Cornell University's Herbert F. Johnson Museum of Art has been awarded a National Endowment for the Humanities (NEH) challenge grant of $500,000 to support construction of a new study center wing and renovation of the building's vaunted fifth floor, which contains the museum's Asian collections. Museum architect I.M. Pei's original designs for the Johnson included plans for an underground wing extending to the north. Current plans call for building on that model.

The $12 million project is scheduled for completion by 2009 and will be designed by Pei Cobb Freed & Partners, with John Sullivan, Cornell Class of 1962, as architect in charge.

The challenge grant will be awarded in stages as additional funds are raised, said Franklin Robinson, the Richard J. Schwartz Director of the Johnson Museum. "People already have begun to respond to this extraordinary opportunity, and they are responding quite generously," he said.

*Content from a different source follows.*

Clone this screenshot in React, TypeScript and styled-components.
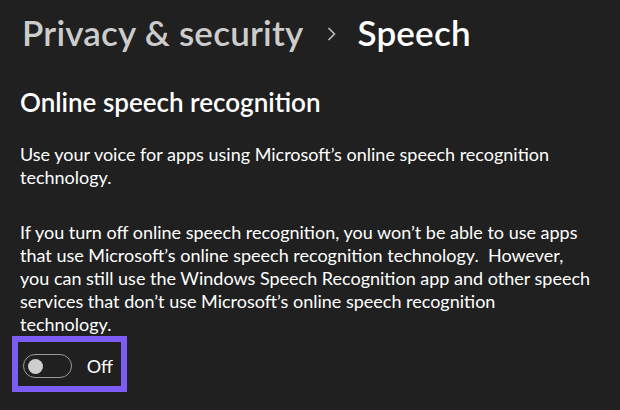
import React from "react";
import styled, { createGlobalStyle } from "styled-components";

const Global = createGlobalStyle`
  html, body { margin: 0; padding: 0; background: #202020; }
  body { font-family: Lato, "Noto Sans", sans-serif; color: #ffffff; }
`;

const Page = styled.div`
  width: 620px;
  height: 410px;
  box-sizing: border-box;
  padding: 8px 0 0 20px;
  background: #202020;
  display: flex;
  flex-direction: column;
  overflow: hidden;
`;

const Breadcrumb = styled.div`
  display: flex;
  align-items: center;
  padding-left: 2px;
  height: 48px;
  font-size: 35px;
  font-weight: 600;
  line-height: 48px;
  letter-spacing: 0.2px;
`;

const Crumb = styled.span<{ $current?: boolean }>`
  color: ${(p) => (p.$current ? "#ffffff" : "#cccccc")};
`;

const Chevron = styled.svg`
  width: 12px;
  height: 16px;
  margin: 4px 19px 0 23px;
`;

const Heading = styled.h2`
  margin: 30px 0 0 0;
  font-size: 26px;
  font-weight: 600;
  line-height: 32px;
`;

const Para = styled.p<{ $gap: number }>`
  margin: ${(p) => p.$gap}px 0 0 0;
  width: 590px;
  white-space: nowrap;
  font-size: 18px;
  line-height: 23px;
  color: #ffffff;
`;

const Highlight = styled.div`
  align-self: flex-start;
  margin: 0 0 0 -8px;
  box-sizing: border-box;
  width: 115px;
  height: 56px;
  border: 6px solid #7b5cf5;
  padding: 12px 8px 8px 5px;
  display: flex;
  align-items: center;
  gap: 15px;
`;

const Track = styled.div`
  box-sizing: border-box;
  width: 50px;
  height: 24px;
  border: 1.3px solid #9a9a9a;
  border-radius: 12px;
  display: flex;
  align-items: center;
  padding-left: 3.5px;
`;

const Knob = styled.div`
  width: 15px;
  height: 15px;
  border-radius: 50%;
  background: #cecece;
`;

const ToggleLabel = styled.span`
  font-size: 18px;
  line-height: 24px;
  color: #ffffff;
`;

export default function App() {
  return (
    <>
      <Global />
      <Page>
        <Breadcrumb>
          <Crumb>Privacy &amp; security</Crumb>
          <Chevron viewBox="0 0 12 16">
            <path d="M3 2.5 L8.5 8 L3 13.5" fill="none" stroke="#bdbdbd" strokeWidth="1.7" strokeLinecap="round" strokeLinejoin="round" />
          </Chevron>
          <Crumb $current>Speech</Crumb>
        </Breadcrumb>
        <Heading>Online speech recognition</Heading>
        <Para $gap={25}>
          Use your voice for apps using Microsoft’s online speech recognition
          <br />
          technology.
        </Para>
        <Para $gap={32}>
          If you turn off online speech recognition, you won’t be able to use apps
          <br />
          that use Microsoft’s online speech recognition technology.&nbsp; However,
          <br />
          you can still use the Windows Speech Recognition app and other speech
          <br />
          services that don’t use Microsoft’s online speech recognition
          <br />
          technology.
        </Para>
        <Highlight>
          <Track>
            <Knob />
          </Track>
          <ToggleLabel>Off</ToggleLabel>
        </Highlight>
      </Page>
    </>
  );
}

Prior to the NEH award, the museum had succeeded in raising more than $7 million for the project from private foundations, bequests, donations and other sources, Robinson said.

That level of support and commitment was an important element in qualifying for the award. The NEH is an independent grant-making agency of the U.S. government dedicated to supporting research, education, preservation and public programs in the humanities. The Johnson was the only art museum to receive such a challenge grant in the agency's recent award cycle.

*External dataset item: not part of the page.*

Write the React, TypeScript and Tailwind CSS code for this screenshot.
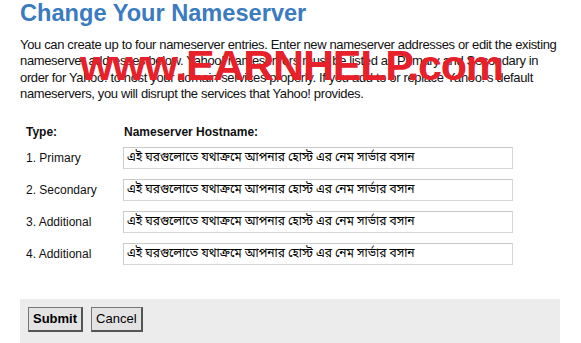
import React from "react";

const rows = ["1. Primary", "2. Secondary", "3. Additional", "4. Additional"];
const bn = "এই ঘরগুলোতে যথাক্রমে আপনার হোস্ট এর নেম সার্ভার বসান";

export default function App() {
  return (
    <div className="relative w-[581px] h-[343px] overflow-hidden bg-white text-[#111] font-['Liberation_Sans',Arial,sans-serif]">
      <div className="pl-[20px] pr-[10px]">
        <h1 className="pt-[0px] text-[23.6px] leading-[27px] font-bold text-[#3b7bbf]">Change Your Nameserver</h1>
        <p className="mt-[10px] w-[542px] text-[13px] leading-[16.4px] tracking-[-0.35px] text-[#111]">
          You can create up to four nameserver entries. Enter new nameserver addresses or edit the existing nameserver addresses below. Yahoo! nameservers must be listed as Primary and Secondary in order for Yahoo! to host your domain services properly. If you add to or replace Yahoo!'s default nameservers, you will disrupt the services that Yahoo! provides.
        </p>
        <div className="mt-[20px] flex text-[12px] font-bold">
          <div className="w-[98px] pl-[6px]">Type:</div>
          <div className="pl-[6px]">Nameserver Hostname:</div>
        </div>
        <div className="mt-[6px] flex flex-col gap-[10px]">
          {rows.map((r) => (
            <div key={r} className="flex items-center h-[22px]">
              <div className="w-[103px] pl-[6px] text-[12px]">{r}</div>
              <div className="w-[390px] h-[22px] border border-[#d7d7d7] border-t-[#c9c9c9] border-l-[#cccccc] flex items-center pl-[3px] text-[12px] text-black font-['Noto_Sans_Bengali','Noto_Sans',sans-serif] whitespace-nowrap overflow-hidden">
                {bn}
              </div>
            </div>
          ))}
        </div>
        <div className="mt-[34px] w-[540px] h-[60px] bg-[#ececec] flex items-start gap-[8px] pl-[8px] pt-[8px]">
          <button className="h-[25px] px-[4px] bg-[#e3e3e3] border border-[#555] border-t-[#777] border-l-[#777] border-b-2 border-r-2 text-[13px] font-bold text-black">Submit</button>
          <button className="h-[25px] px-[4px] bg-[#e3e3e3] border border-[#555] border-t-[#777] border-l-[#777] border-b-2 border-r-2 text-[13px] text-black">Cancel</button>
        </div>
      </div>
      <div className="absolute left-[80px] top-[40px] text-[43px] leading-[50px] tracking-[-1.2px] font-bold text-[#e8202a] whitespace-nowrap">www.EARNHELP.com</div>
    </div>
  );
}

"NEH challenge grants are awarded only after a demanding peer review process," NEH chairman Bruce Cole stated in the award letter. "Evaluators were especially impressed with the museum's thoughtful use of its Asian collections; they also praised the museum's programming overall. … The new wing was deemed a much-needed and imaginative response to the academic demands on the museum and is appropriately adapted to the museum's landmark building."

The 13,000-square-foot study center will include a lecture and performance space, seminar and workshop rooms, additional exhibition space, library, office space and storage, and an area of open storage available for study by the public. Simultaneously, the main building's fifth-floor Asian art galleries will be renovated to create additional public space.

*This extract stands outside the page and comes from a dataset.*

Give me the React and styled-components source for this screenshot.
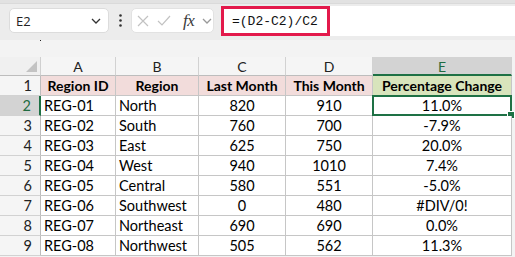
import styled, { createGlobalStyle } from 'styled-components';

const GlobalStyle = createGlobalStyle`
	html, body {
		margin: 0;
		padding: 0;
		background: #f3f3f3;
	}
`;

const Frame = styled.div`
	width: 515px;
	height: 257px;
	overflow: hidden;
	background: #f3f3f3;
	font-family: Lato, 'Noto Sans', sans-serif;
	display: flex;
	flex-direction: column;
`;

const RibbonEdge = styled.div`
	height: 3px;
	background: #e2e2e2;
	border-bottom: 1px solid #dadada;
`;

const FormulaBar = styled.div`
	height: 36px;
	display: flex;
	align-items: flex-start;
	padding: 4px 0 0 9px;
	box-sizing: border-box;
	background: #ececec;
`;

const NameBox = styled.div`
	width: 100px;
	height: 25px;
	box-sizing: border-box;
	background: #fff;
	border: 1px solid #dcdcdc;
	border-radius: 5px;
	display: flex;
	align-items: center;
	justify-content: space-between;
	padding: 0 7px 0 6px;
	font-family: 'Open Sans', sans-serif;
	font-size: 13px;
	color: #222;
`;

const Dots = styled.div`
	width: 22px;
	height: 25px;
	display: flex;
	align-items: center;
	justify-content: center;
`;

const FuncBox = styled.div`
	width: 83px;
	height: 25px;
	box-sizing: border-box;
	background: #fff;
	border: 1px solid #e2e2e2;
	border-radius: 5px;
	display: flex;
	align-items: center;
	padding: 0 0 0 5px;
	gap: 8px;
`;

const Fx = styled.span`
	font-family: 'Liberation Serif', serif;
	font-style: italic;
	font-size: 17px;
	color: #3a3a3a;
	margin-left: 4px;
	letter-spacing: -0.5px;
`;

const FormulaInput = styled.div`
	flex: 1;
	margin-left: 7px;
	margin-top: -2px;
	height: 30px;
	background: #fff;
	display: flex;
	align-items: stretch;
`;

const Highlight = styled.div`
	width: 109px;
	box-sizing: border-box;
	border: 3px solid #e3194b;
	display: flex;
	align-items: center;
	padding-left: 8px;
	font-family: 'Liberation Mono', monospace;
	font-size: 13px;
	color: #111;
`;

const Spacer = styled.div`
	height: 17px;
	position: relative;
	&::after {
		content: '';
		position: absolute;
		left: 40px;
		top: 0;
		width: 1px;
		height: 1px;
		background: #222;
	}
`;

const Grid = styled.div`
	display: grid;
	grid-template-columns: 41px 75px 83px 87px 87px 139px;
	grid-template-rows: 19px repeat(9, 20px);
	width: 512px;
`;

const Corner = styled.div`
	background: #f0f0f0;
	border-right: 1px solid #d0d0d0;
	border-bottom: 1px solid #bdbdbd;
	position: relative;
	&::after {
		content: '';
		position: absolute;
		right: 3px;
		bottom: 3px;
		width: 0;
		height: 0;
		border-left: 11px solid transparent;
		border-bottom: 11px solid #c3c3c3;
	}
`;

const ColHead = styled.div`
	background: ${(p) => (p.$active ? '#d3d3d3' : '#f5f5f5')};
	color: ${(p) => (p.$active ? '#1e6b41' : '#222')};
	border-right: 1px solid #d2d2d2;
	border-bottom: ${(p) => (p.$active ? '2px solid #1e7145' : '1px solid #bdbdbd')};
	display: flex;
	align-items: center;
	justify-content: center;
	font-size: 14px;
	padding-top: 1px;
	box-sizing: border-box;
`;

const RowHead = styled.div`
	background: ${(p) => (p.$active ? '#d3d3d3' : '#f5f5f5')};
	color: ${(p) => (p.$active ? '#1e6b41' : '#222')};
	border-right: ${(p) => (p.$active ? '2px solid #1e7145' : '1px solid #bdbdbd')};
	border-bottom: 1px solid #d2d2d2;
	display: flex;
	align-items: center;
	justify-content: flex-end;
	padding-right: 8px;
	font-size: 14.5px;
	box-sizing: border-box;
`;

const Cell = styled.div`
	position: relative;
	background: ${(p) => p.$bg || '#fff'};
	border-right: 1px solid #c6c6c6;
	border-bottom: 1px solid #c6c6c6;
	display: flex;
	align-items: center;
	justify-content: ${(p) => (p.$left ? 'flex-start' : 'center')};
	padding: 0 3px;
	font-size: ${(p) => (p.$bold ? '14px' : '14.5px')};
	font-weight: ${(p) => (p.$bold ? 700 : 400)};
	color: #000;
	white-space: nowrap;
	box-sizing: border-box;
`;

const Selection = styled.div`
	position: absolute;
	left: -1px;
	top: -1px;
	right: -1px;
	bottom: -1px;
	border: 2px solid #1e7145;
	pointer-events: none;
	&::after {
		content: '';
		position: absolute;
		right: -5px;
		bottom: -5px;
		width: 6px;
		height: 6px;
		background: #1e7145;
		border: 1px solid #fff;
	}
`;

const Chevron = ({ color = '#444' }) => (
	<svg width="10" height="6" viewBox="0 0 10 6">
		<path d="M1 1l4 4 4-4" fill="none" stroke={color} strokeWidth="1.3" />
	</svg>
);

const rows = [
	['REG-01', 'North', 820, 910, '11.0%'],
	['REG-02', 'South', 760, 700, '-7.9%'],
	['REG-03', 'East', 625, 750, '20.0%'],
	['REG-04', 'West', 940, 1010, '7.4%'],
	['REG-05', 'Central', 580, 551, '-5.0%'],
	['REG-06', 'Southwest', 0, 480, '#DIV/0!'],
	['REG-07', 'Northeast', 690, 690, '0.0%'],
	['REG-08', 'Northwest', 505, 562, '11.3%'],
];

const headers = ['Region ID', 'Region', 'Last Month', 'This Month', 'Percentage Change'];

const App = () => {
	return (
		<>
			<GlobalStyle />
			<Frame>
				<RibbonEdge />
				<FormulaBar>
					<NameBox>
						<span>E2</span>
						<Chevron color="#333" />
					</NameBox>
					<Dots>
						<svg width="3" height="13" viewBox="0 0 3 13">
							<circle cx="1.5" cy="1.5" r="1.3" fill="#333" />
							<circle cx="1.5" cy="6.5" r="1.3" fill="#333" />
							<circle cx="1.5" cy="11.5" r="1.3" fill="#333" />
						</svg>
					</Dots>
					<FuncBox>
						<svg width="12" height="12" viewBox="0 0 12 12">
							<path d="M1 1l10 10M11 1L1 11" stroke="#c2c2c2" strokeWidth="1.2" />
						</svg>
						<svg width="14" height="11" viewBox="0 0 14 11">
							<path d="M1 6l4 4 8-9" fill="none" stroke="#c2c2c2" strokeWidth="1.2" />
						</svg>
						<Fx>fx</Fx>
						<Chevron color="#999" />
					</FuncBox>
					<FormulaInput>
						<Highlight>=(D2-C2)/C2</Highlight>
					</FormulaInput>
				</FormulaBar>
				<Spacer />
				<Grid>
					<Corner />
					{['A', 'B', 'C', 'D', 'E'].map((c) => (
						<ColHead key={c} $active={c === 'E'}>
							{c}
						</ColHead>
					))}
					<RowHead>1</RowHead>
					{headers.map((h, i) => (
						<Cell key={h} $bold $bg={i === 4 ? '#d8e4bc' : '#f2dcdb'}>
							{h}
						</Cell>
					))}
					{rows.map((r, ri) => (
						<>
							<RowHead key={'h' + ri} $active={ri === 0}>
								{ri + 2}
							</RowHead>
							{r.map((v, ci) => (
								<Cell key={ri + '-' + ci} $left={ci < 2}>
									{v}
									{ri === 0 && ci === 4 && <Selection />}
								</Cell>
							))}
						</>
					))}
				</Grid>
			</Frame>
		</>
	);
};

export default App;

"The National Endowment for the Humanities is one of the most respected public institutions in this country; to receive this grant is an honor for us," said Robinson. "We have previously received significant support from the NEH for several projects, including enhanced digital cataloging of the Asian collection, the complete renovation of our Asian storage and our landmark Byrdcliffe exhibition. Just this simple recital of how the NEH has helped one university museum in recent years gives a sense of the range of what they do and its extraordinary impact on American cultural life."

The Johnson Museum has a permanent collection of over 30,000 works of art from Africa, Asia, Europe, and North and South America. Funds for the 62,000-square-foot building, which opened in 1973, were donated by the late Herbert F. Johnson, a Cornell alumnus who was president and chairman of SC Johnson.